My house — the one that’s to be put up in the side yard — is a little bit unusual. Outside I can hear the hammers as five men assemble the forms for the basement walls.
But the house itself is already finished. The Norse Homes website promises that it enjoys climate-controlled comfort on a factory floor in Ladysmith, Wisconsin, while it awaits its final resting place here in Minneapolis.
Yesterday when the housing inspector pulled up to discuss something or other with the men about to pour the concrete, I popped out to say hello. Hi. I’m the homeowner.

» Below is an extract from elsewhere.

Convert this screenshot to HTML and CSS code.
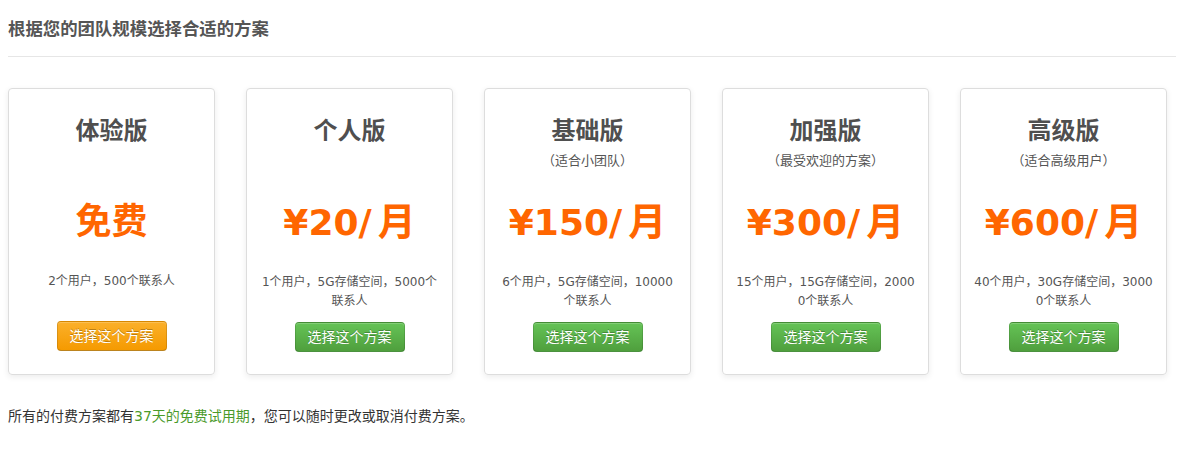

The inspector looked from me to the house I’d just come out of to the hole in the ground next door. Of that one, or that one?
Both. We split the lot.
He looked down at the plans and muttered, It’s a plop ‘n’ drop.
I knew what he meant. Everything okay?
That’s just what we call these things, the ones that aren’t stick-built on site. By carpenters. He looked at me with a tight smile. I just personally get offended when people take the jobs away from the local carpenters.
I shrugged. I couldn’t afford it otherwise. Put a modular home factory in Minneapolis, and I’da hired Minneapolis carpenters.
It’s true. If it weren’t for the modular housing option, we wouldn’t have built the house, and the five men outside wouldn’t be working on it, and the dozen men who were there yesterday morning wouldn’t have been working on it, and Archie who drove the excavator wouldn’t have dug the hole, and our neighbor Rich wouldn’t have had the chance to bid on our new fence, and whichever local carpenter we hire to build the porch wouldn’t have had that job either.
Anyway, last time I checked, carpenters in Wisconsin needed jobs too.